Soundproofing is the subject at hand on Fool Time, and it just so happens Tim and his crew have built a soundproof booth, but it's only soundproof as far as Al knows. Tim steps inside and you can't hear a word he says, and he's never sounded better. However, when Al is invited to try out the booth, he discovers Tim's ruse too late. Right after he disses his haircut and sings I Am the Very Model of a Modern Major General, making a flannel spectacle of himself. Back at home, those little wiener-heads are still fighting over their room, so Tim tries to intervene, first going with Jill's suggestion of talking to them like mature human beings to get to the bottom of their fighting, and when that doesn't work, Tim puts his foot down and says they're switching rooms. Brad likes the idea, but as expected, Randy hates it. As for Mark, he's reluctant at first, but Tim tells him this will be a nice way for he and Randy to bond, perhaps even team up against Brad. When Jill gets home, she's peeved that Tim went and made the decision without consulting her and allowing them all to discuss it as a family, then it becomes a battle of the genders as Tim says men make decisions faster than women. After that, he consults Wilson about whether or not he did the right thing. Wilson compares the situation with Brad and Randy to wart removal: just cutting it off won't do, you have to dig beneath the surface. Meanwhile, Jill talks with Randy, the shafted middle child who wants his own room, but can't until Season 5. She tells him about her own experiences not getting her own room as a child and always living in the shadow of her older sister who got to wear a bra first. Long story short...too late... she tells him to make the best of it any way he can. After that, Jill and Tim finally come to terms, more or less, realizing the problem with Randy is that Brad is growing up and leaving him behind. You know something? History has a way of repeating itself: because NOW, Randy and Mark are fighting over the room! However, SOME good does come of this ill-advised plan, as it seems Brad and Randy's little feud is dying down and they seem to get on better than they had been. So, at least THAT worked out.

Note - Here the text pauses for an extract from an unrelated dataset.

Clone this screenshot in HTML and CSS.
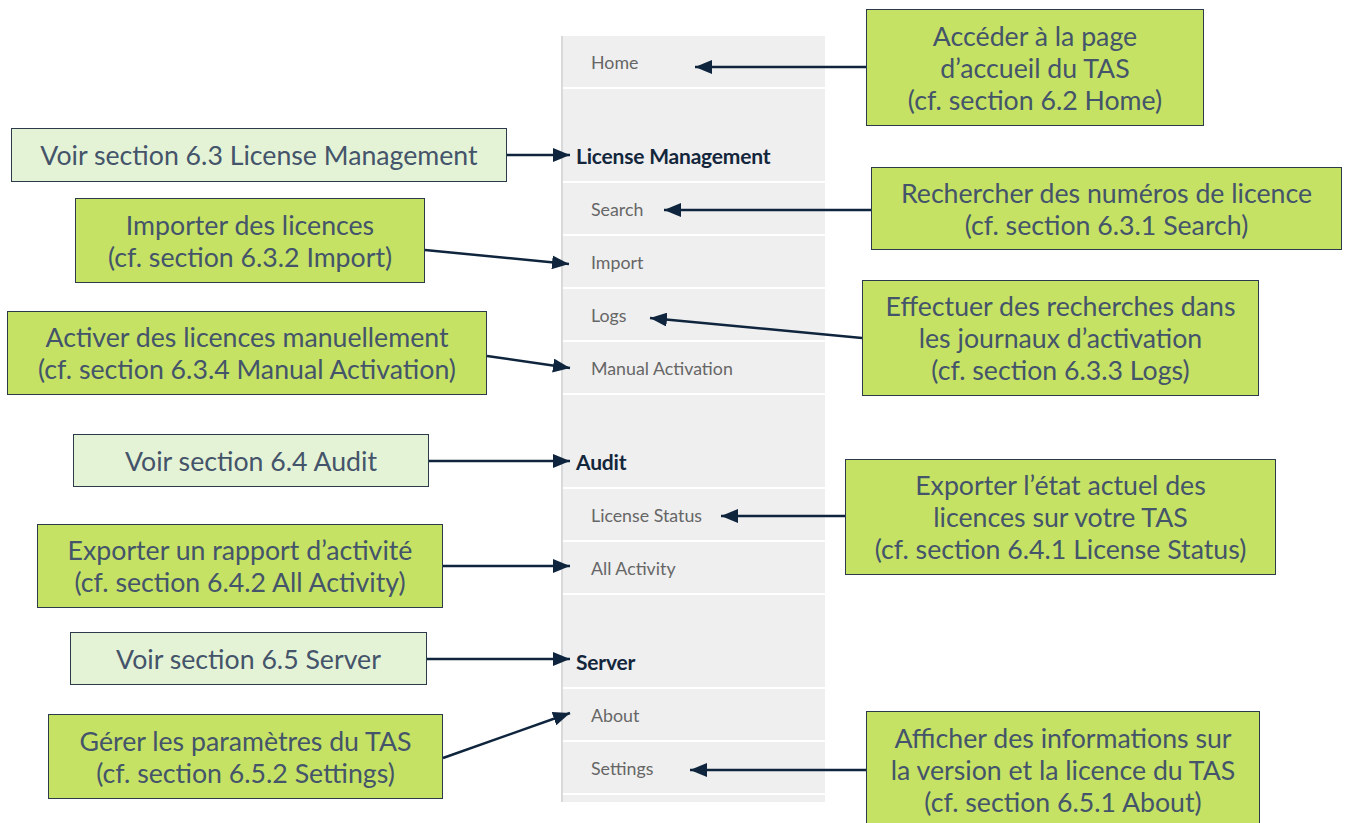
FILE: index.html
```html
<!DOCTYPE html>
<html lang="fr">
<head>
<meta charset="utf-8">
<title>TAS menu</title>
<link rel="stylesheet" href="styles.css">
</head>
<body>
<div class="canvas">
  <nav class="sidebar">
    <div class="item">Home</div>
    <div class="heading">License Management</div>
    <div class="item">Search</div>
    <div class="item">Import</div>
    <div class="item">Logs</div>
    <div class="item">Manual Activation</div>
    <div class="heading">Audit</div>
    <div class="item">License Status</div>
    <div class="item">All Activity</div>
    <div class="heading">Server</div>
    <div class="item">About</div>
    <div class="item">Settings</div>
  </nav>

  <div class="callout strong c-home">Accéder à la page<br>d’accueil du TAS<br>(cf. section 6.2 Home)</div>
  <div class="callout light c-lm">Voir section 6.3 License Management</div>
  <div class="callout strong c-search">Rechercher des numéros de licence<br>(cf. section 6.3.1 Search)</div>
  <div class="callout strong c-import">Importer des licences<br>(cf. section 6.3.2 Import)</div>
  <div class="callout strong c-logs">Effectuer des recherches dans<br>les journaux d’activation<br>(cf. section 6.3.3 Logs)</div>
  <div class="callout strong c-manual">Activer des licences manuellement<br>(cf. section 6.3.4 Manual Activation)</div>
  <div class="callout light c-audit">Voir section 6.4 Audit</div>
  <div class="callout strong c-status">Exporter l’état actuel des<br>licences sur votre TAS<br>(cf. section 6.4.1 License Status)</div>
  <div class="callout strong c-activity">Exporter un rapport d’activité<br>(cf. section 6.4.2 All Activity)</div>
  <div class="callout light c-server">Voir section 6.5 Server</div>
  <div class="callout strong c-settings">Gérer les paramètres du TAS<br>(cf. section 6.5.2 Settings)</div>
  <div class="callout strong c-about">Afficher des informations sur<br>la version et la licence du TAS<br>(cf. section 6.5.1 About)</div>

  <svg class="arrows" width="1348" height="823" viewBox="0 0 1348 823">
    <defs>
      <marker id="head" markerUnits="userSpaceOnUse" markerWidth="17" markerHeight="14" refX="17" refY="7" orient="auto">
        <path d="M0,0 L17,7 L0,14 Z" fill="#0f253d"/>
      </marker>
    </defs>
    <g stroke="#0f253d" stroke-width="2.5" fill="none" marker-end="url(#head)">
      <line x1="866" y1="67" x2="695" y2="67"/>
      <line x1="507" y1="155" x2="570" y2="155"/>
      <line x1="871" y1="210" x2="664" y2="210"/>
      <line x1="425" y1="250" x2="569" y2="264"/>
      <line x1="862" y1="338" x2="650" y2="318"/>
      <line x1="487" y1="356" x2="570" y2="368"/>
      <line x1="429" y1="461" x2="570" y2="461"/>
      <line x1="845" y1="516" x2="721" y2="516"/>
      <line x1="443" y1="566" x2="570" y2="566"/>
      <line x1="427" y1="659" x2="570" y2="659"/>
      <line x1="443" y1="758" x2="570" y2="713"/>
      <line x1="866" y1="770" x2="690" y2="770"/>
    </g>
  </svg>
</div>
</body>
</html>
```

FILE: styles.css
```css
* { box-sizing: border-box; }

html, body {
  margin: 0;
  padding: 0;
  background: #ffffff;
}

body {
  font-family: Lato, "Open Sans", "Liberation Sans", sans-serif;
  width: 1348px;
  height: 823px;
  overflow: hidden;
}

.canvas {
  position: relative;
  width: 1348px;
  height: 823px;
  padding-top: 36px;
  padding-left: 561px;
}

/* Sidebar menu */
.sidebar {
  width: 264px;
  background: #efefef;
  border-left: 2px solid #d9d9d9;
  padding-bottom: 7px;
  display: flex;
  flex-direction: column;
}

.item,
.heading {
  height: 53px;
  border-bottom: 2px solid #ffffff;
  display: flex;
  align-items: center;
}

.item {
  padding-left: 28px;
  font-size: 17.8px;
  color: #666666;
}

.heading {
  margin-top: 41px;
  padding-left: 13px;
  font-size: 21px;
  font-weight: 700;
  color: #13263b;
  letter-spacing: -0.2px;
}

/* Callout boxes (diagram nodes) */
.callout {
  position: absolute;
  display: flex;
  align-items: center;
  justify-content: center;
  text-align: center;
  font-size: 26.7px;
  line-height: 32px;
  color: #44546a;
  border: 1.5px solid #2c3b4b;
  white-space: nowrap;
}

.strong { background: #c6e264; }
.light { background: #e4f3d6; }

.c-home     { left: 866px; top: 9px;   width: 338px; height: 117px; }
.c-lm       { left: 11px;  top: 128px; width: 496px; height: 54px; }
.c-search   { left: 871px; top: 167px; width: 471px; height: 83px; }
.c-import   { left: 75px;  top: 198px; width: 350px; height: 85px; }
.c-logs     { left: 862px; top: 280px; width: 397px; height: 116px; }
.c-manual   { left: 7px;   top: 311px; width: 480px; height: 84px; }
.c-audit    { left: 73px;  top: 434px; width: 356px; height: 53px; }
.c-status   { left: 845px; top: 459px; width: 431px; height: 116px; }
.c-activity { left: 37px;  top: 524px; width: 406px; height: 84px; }
.c-server   { left: 70px;  top: 632px; width: 357px; height: 53px; }
.c-settings { left: 48px;  top: 714px; width: 395px; height: 85px; }
.c-about    { left: 866px; top: 711px; width: 394px; height: 120px; padding-bottom: 3px; }

.arrows {
  position: absolute;
  left: 0;
  top: 0;
  pointer-events: none;
}
```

In closing, let's reflect on what we've learned from this episode: 1) if you're going to have kids, have only one. But if for some strange reason you feel you just have to have more, make sure you PLAN ahead and get a house with enough bedrooms to sustain the infinite number of kids you plan on having. And 2) sometimes hasty decisions DO work out...more or less. So, was Tim right in separating the boys the way he did? Well, from his point of view, he saw it as the only option. Incidentally, have you ever noticed that their bedroom has NO blankets on the beds? What's up with that? Now, I'm sure many parents in the audience have preteen and teen kids who have to share a room and fight over it on a daily basis, and so their only option seems to be to separate them. All in all, Room for Change is an OKAY episode. I think it would've felt more satisfying if the Taylors only had two kids, because with this arrangement, Mark gets the shaft. And Randy will get his own room in the fifth season, as stated before, and as for Tim's idea of Randy and Mark bonding and turning against Brad, it actually turns out, later in Season 8, that Brad and Mark bond when Randy moves out, but that's another story.